### Interface markup and scripts

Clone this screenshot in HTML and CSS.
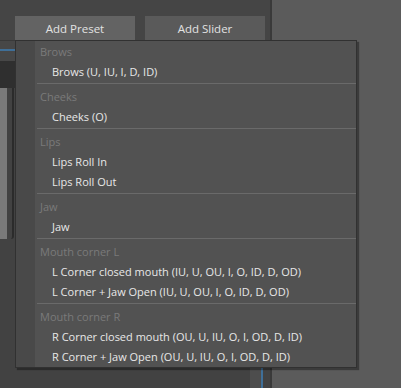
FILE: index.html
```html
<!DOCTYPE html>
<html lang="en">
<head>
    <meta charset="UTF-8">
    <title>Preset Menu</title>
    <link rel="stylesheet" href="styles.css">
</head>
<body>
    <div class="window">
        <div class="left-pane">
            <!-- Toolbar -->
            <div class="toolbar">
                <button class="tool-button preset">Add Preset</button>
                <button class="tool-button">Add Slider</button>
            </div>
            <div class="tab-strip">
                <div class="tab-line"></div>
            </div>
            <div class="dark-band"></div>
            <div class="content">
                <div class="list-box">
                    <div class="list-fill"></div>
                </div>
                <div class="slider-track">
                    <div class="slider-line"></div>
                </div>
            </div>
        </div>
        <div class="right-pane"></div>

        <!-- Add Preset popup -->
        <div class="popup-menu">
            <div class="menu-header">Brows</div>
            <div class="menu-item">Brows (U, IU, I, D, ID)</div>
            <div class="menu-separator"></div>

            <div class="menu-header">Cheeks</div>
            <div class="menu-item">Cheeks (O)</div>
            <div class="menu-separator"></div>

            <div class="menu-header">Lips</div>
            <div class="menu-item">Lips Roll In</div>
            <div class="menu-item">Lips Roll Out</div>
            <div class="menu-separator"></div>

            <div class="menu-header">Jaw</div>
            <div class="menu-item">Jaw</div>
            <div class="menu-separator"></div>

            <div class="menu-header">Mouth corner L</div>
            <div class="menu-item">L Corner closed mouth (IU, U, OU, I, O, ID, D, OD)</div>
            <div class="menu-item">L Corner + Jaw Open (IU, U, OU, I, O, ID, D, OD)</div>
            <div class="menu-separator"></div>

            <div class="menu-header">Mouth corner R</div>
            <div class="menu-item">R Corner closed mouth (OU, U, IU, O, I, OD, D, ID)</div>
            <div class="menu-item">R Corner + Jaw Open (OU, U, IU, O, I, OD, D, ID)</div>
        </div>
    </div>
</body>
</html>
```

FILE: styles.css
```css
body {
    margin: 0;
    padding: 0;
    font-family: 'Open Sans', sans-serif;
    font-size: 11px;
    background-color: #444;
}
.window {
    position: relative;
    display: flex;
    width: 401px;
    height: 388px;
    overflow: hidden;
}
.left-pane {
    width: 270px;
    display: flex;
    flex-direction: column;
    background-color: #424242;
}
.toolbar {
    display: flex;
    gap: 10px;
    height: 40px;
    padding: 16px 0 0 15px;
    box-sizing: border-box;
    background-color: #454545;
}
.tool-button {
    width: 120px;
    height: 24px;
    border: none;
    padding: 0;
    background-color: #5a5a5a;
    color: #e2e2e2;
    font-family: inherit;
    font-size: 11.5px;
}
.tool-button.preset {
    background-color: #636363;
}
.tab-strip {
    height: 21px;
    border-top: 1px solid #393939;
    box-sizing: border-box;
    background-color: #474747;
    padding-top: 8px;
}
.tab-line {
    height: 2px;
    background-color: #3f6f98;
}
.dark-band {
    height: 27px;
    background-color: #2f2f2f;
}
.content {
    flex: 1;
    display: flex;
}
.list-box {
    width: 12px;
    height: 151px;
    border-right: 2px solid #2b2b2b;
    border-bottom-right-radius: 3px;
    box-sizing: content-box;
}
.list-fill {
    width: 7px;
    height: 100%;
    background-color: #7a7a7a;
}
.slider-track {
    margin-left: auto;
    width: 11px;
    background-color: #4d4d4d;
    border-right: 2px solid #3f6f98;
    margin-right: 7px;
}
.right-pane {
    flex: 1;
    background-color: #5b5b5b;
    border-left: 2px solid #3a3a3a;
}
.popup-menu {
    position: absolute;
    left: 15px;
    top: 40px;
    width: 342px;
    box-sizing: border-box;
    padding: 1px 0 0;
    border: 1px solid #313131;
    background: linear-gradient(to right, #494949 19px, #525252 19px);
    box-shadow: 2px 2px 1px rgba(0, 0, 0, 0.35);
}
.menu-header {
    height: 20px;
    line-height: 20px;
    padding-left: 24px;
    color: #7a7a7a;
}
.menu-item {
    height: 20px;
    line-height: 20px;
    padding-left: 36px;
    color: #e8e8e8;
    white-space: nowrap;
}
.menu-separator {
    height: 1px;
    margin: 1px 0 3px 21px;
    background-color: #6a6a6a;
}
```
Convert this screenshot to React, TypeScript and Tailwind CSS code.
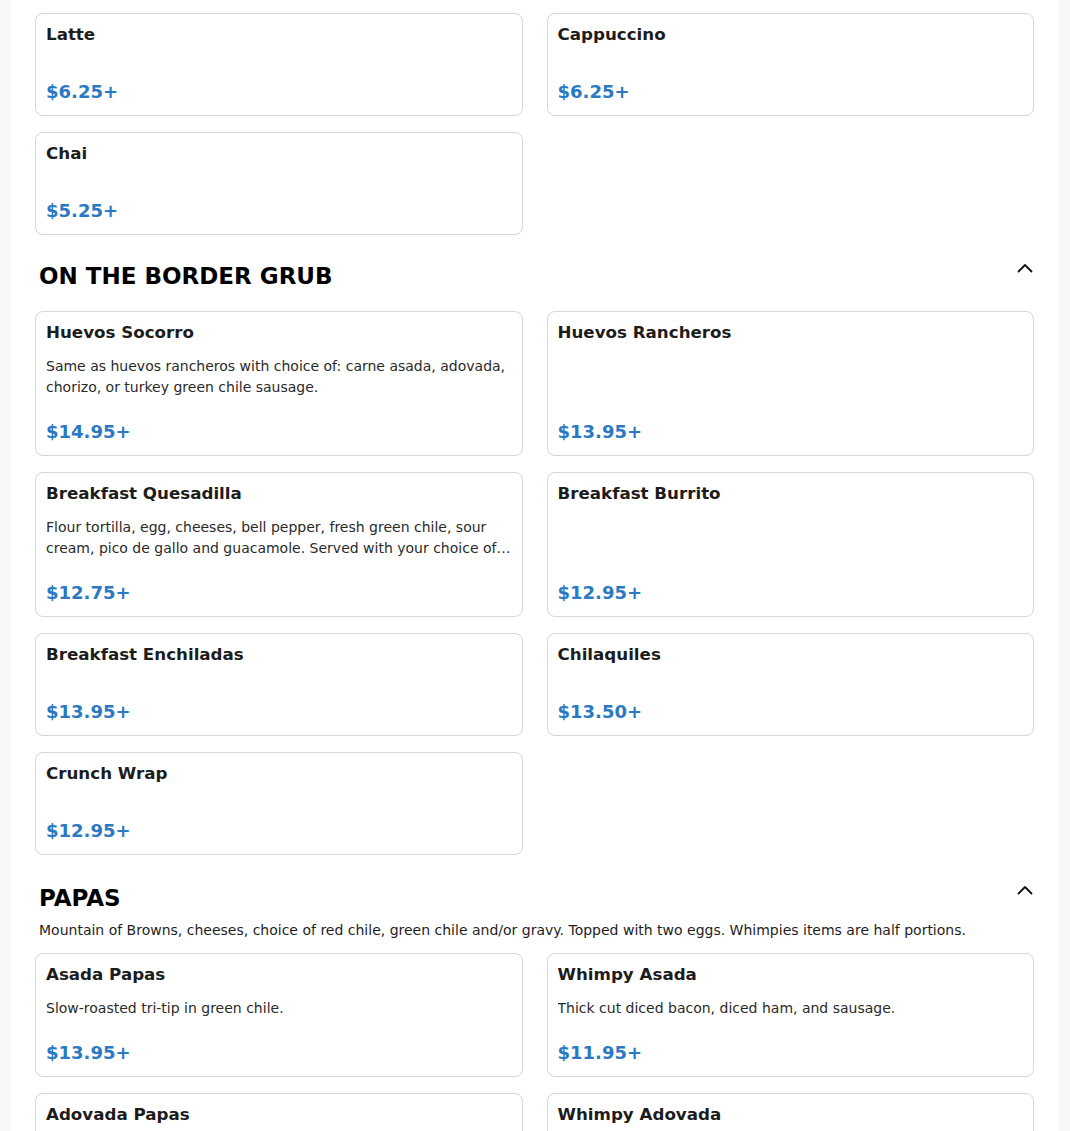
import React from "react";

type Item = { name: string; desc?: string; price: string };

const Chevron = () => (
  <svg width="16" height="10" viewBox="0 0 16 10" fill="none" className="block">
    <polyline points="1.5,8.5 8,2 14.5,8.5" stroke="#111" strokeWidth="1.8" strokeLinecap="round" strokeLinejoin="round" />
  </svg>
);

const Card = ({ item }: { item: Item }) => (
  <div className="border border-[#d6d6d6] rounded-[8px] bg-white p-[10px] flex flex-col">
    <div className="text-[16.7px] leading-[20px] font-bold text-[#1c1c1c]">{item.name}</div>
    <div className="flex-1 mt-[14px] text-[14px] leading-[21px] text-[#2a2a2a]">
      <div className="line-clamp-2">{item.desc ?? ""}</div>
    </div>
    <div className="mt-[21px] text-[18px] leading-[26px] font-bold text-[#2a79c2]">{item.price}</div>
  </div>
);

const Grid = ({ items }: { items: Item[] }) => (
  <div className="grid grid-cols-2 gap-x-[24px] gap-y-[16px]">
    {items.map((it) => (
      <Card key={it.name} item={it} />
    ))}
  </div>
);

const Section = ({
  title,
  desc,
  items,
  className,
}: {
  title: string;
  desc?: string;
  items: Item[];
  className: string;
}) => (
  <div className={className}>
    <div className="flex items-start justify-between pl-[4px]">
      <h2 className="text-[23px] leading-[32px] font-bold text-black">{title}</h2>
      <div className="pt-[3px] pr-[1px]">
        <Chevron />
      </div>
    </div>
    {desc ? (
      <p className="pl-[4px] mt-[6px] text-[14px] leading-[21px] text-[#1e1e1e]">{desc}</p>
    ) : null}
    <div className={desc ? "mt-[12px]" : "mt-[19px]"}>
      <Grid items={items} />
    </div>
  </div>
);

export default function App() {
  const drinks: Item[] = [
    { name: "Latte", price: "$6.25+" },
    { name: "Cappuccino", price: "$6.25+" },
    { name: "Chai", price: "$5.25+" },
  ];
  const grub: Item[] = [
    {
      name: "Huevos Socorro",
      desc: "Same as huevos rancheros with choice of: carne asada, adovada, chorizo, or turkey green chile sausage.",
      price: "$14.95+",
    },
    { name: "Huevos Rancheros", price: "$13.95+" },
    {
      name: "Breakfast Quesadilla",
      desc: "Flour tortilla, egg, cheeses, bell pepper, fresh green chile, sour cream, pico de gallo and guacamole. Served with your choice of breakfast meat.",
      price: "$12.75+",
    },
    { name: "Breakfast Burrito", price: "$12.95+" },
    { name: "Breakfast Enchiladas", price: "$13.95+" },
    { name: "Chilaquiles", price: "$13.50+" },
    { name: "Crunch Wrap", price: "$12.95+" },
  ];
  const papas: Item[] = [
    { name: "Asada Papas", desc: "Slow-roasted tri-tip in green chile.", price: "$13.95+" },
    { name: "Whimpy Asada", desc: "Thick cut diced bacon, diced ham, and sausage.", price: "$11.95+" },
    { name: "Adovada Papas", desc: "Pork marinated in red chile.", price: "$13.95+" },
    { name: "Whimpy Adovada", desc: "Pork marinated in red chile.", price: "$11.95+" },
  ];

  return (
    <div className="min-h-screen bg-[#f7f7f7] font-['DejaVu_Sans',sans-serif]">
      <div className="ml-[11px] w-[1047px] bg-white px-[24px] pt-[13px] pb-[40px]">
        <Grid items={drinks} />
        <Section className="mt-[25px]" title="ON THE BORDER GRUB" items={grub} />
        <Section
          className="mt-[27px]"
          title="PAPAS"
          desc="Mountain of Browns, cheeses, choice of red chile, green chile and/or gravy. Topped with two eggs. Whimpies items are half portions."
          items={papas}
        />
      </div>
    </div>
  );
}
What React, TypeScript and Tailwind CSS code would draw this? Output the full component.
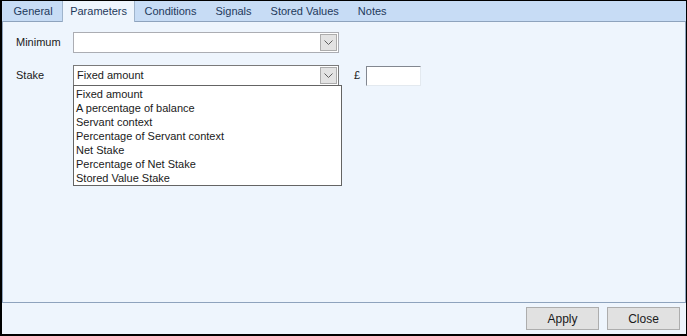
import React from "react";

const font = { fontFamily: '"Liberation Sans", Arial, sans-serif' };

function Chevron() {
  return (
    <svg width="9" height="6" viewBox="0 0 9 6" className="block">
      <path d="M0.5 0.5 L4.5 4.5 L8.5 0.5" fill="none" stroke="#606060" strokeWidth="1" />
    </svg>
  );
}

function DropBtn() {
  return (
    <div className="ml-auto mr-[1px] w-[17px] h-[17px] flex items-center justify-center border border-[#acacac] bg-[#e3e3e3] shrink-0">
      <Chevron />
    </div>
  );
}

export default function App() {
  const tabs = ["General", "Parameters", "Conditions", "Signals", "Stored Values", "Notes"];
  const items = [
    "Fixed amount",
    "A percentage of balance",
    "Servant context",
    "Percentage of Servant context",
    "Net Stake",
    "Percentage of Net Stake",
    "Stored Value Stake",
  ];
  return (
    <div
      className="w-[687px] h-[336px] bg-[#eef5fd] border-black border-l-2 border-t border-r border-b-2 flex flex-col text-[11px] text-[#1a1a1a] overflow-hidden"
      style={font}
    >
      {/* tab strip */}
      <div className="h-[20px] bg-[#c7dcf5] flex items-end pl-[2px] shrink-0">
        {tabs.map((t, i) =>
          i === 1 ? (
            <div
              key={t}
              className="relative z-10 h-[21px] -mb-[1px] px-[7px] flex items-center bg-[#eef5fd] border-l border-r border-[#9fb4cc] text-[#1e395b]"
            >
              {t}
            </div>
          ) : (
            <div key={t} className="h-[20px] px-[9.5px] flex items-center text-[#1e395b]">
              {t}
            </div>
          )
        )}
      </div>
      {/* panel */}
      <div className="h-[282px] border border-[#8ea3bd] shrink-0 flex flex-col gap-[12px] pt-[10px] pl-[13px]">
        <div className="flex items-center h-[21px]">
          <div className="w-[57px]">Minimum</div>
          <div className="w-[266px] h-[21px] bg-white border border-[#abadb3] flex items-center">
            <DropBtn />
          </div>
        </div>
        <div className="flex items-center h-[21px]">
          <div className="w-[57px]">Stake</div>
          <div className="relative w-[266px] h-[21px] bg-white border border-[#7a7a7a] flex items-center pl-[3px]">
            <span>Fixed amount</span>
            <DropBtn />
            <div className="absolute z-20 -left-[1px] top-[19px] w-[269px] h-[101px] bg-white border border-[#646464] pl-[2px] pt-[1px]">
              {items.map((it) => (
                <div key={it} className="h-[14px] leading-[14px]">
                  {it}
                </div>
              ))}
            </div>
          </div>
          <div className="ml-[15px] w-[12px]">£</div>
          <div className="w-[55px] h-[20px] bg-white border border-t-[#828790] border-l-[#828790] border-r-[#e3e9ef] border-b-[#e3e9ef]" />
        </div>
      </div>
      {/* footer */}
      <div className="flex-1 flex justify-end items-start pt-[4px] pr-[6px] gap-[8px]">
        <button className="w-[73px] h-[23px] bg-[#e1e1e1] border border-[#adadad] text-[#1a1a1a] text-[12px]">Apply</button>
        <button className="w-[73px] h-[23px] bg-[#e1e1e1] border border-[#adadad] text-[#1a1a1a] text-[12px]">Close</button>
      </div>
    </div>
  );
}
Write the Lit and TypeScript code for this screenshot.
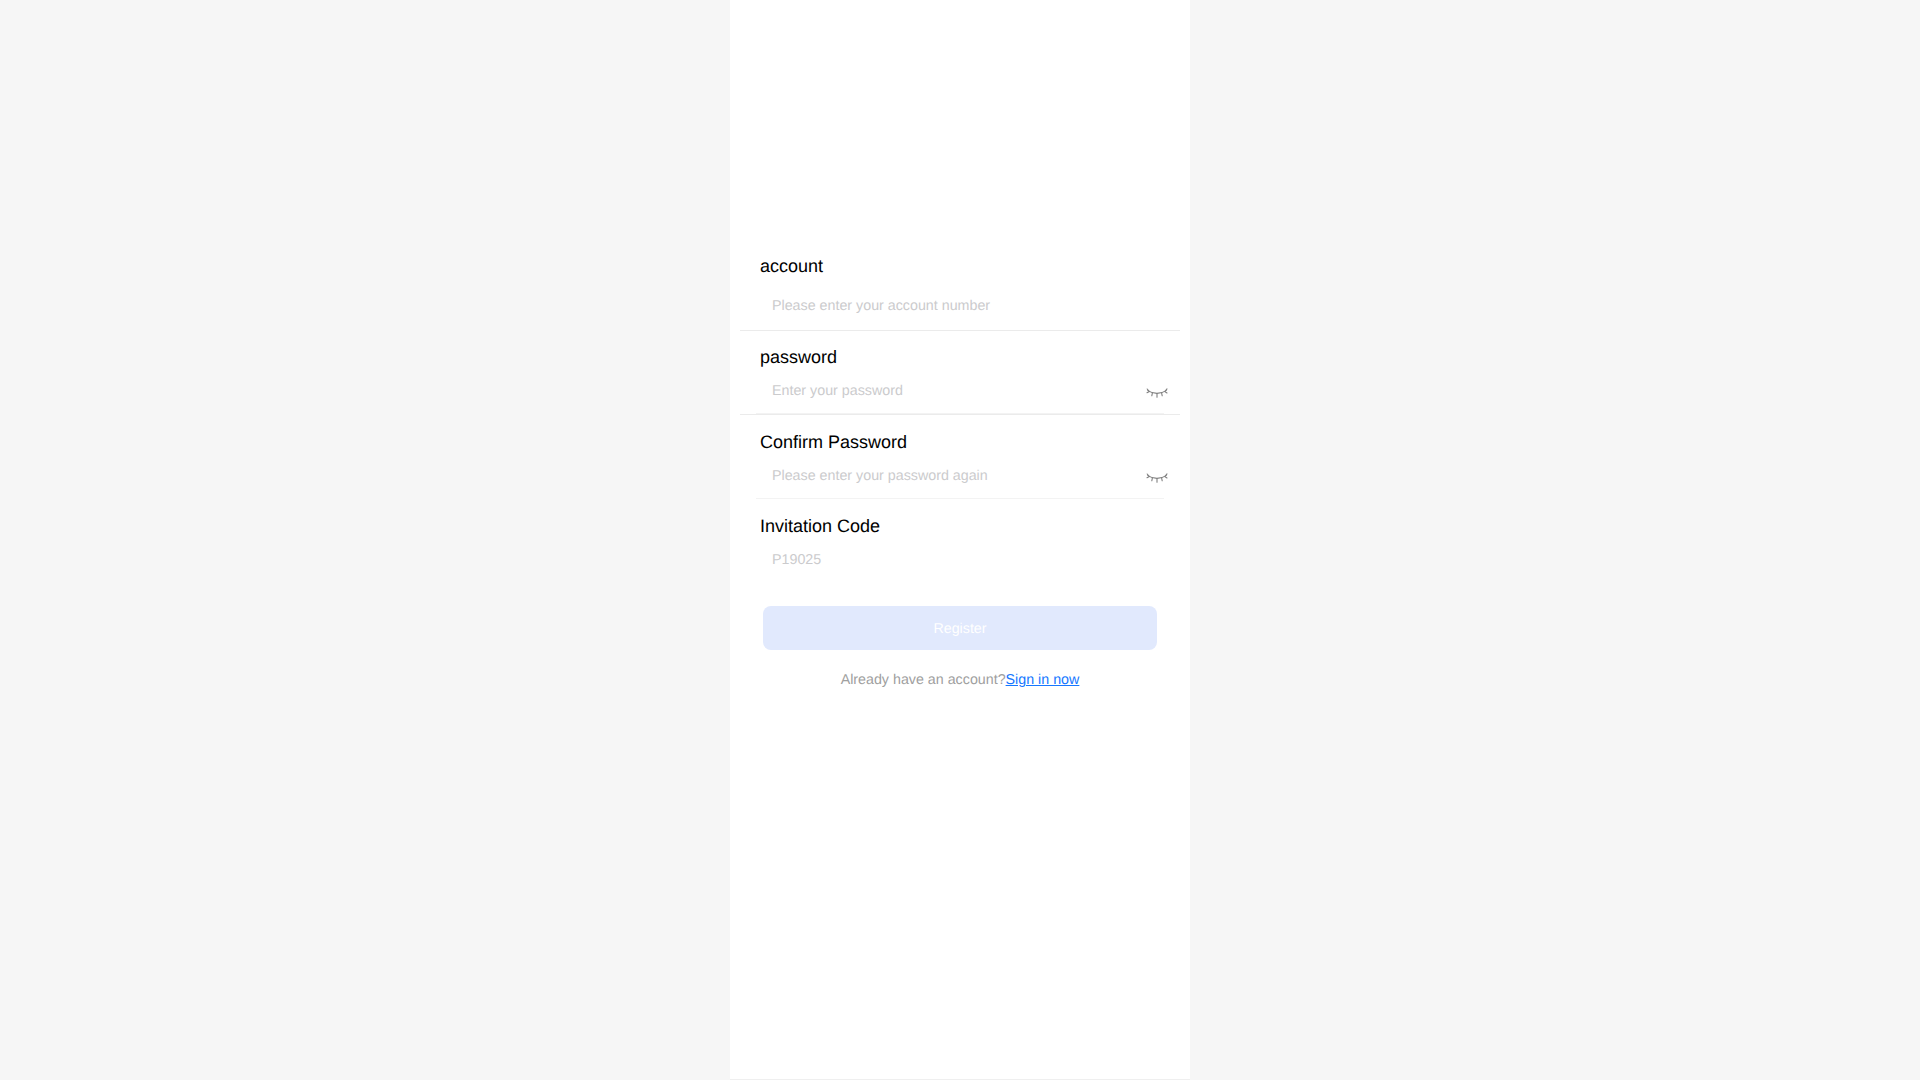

### What the task asks
Copy out every line of the listing that contains the string "TypeScript".

### Solution
Convert this screenshot to React, TypeScript and Tailwind CSS code.
What React, TypeScript and Tailwind CSS code would draw this? Output the full component.
Write the Lit and TypeScript code for this screenshot.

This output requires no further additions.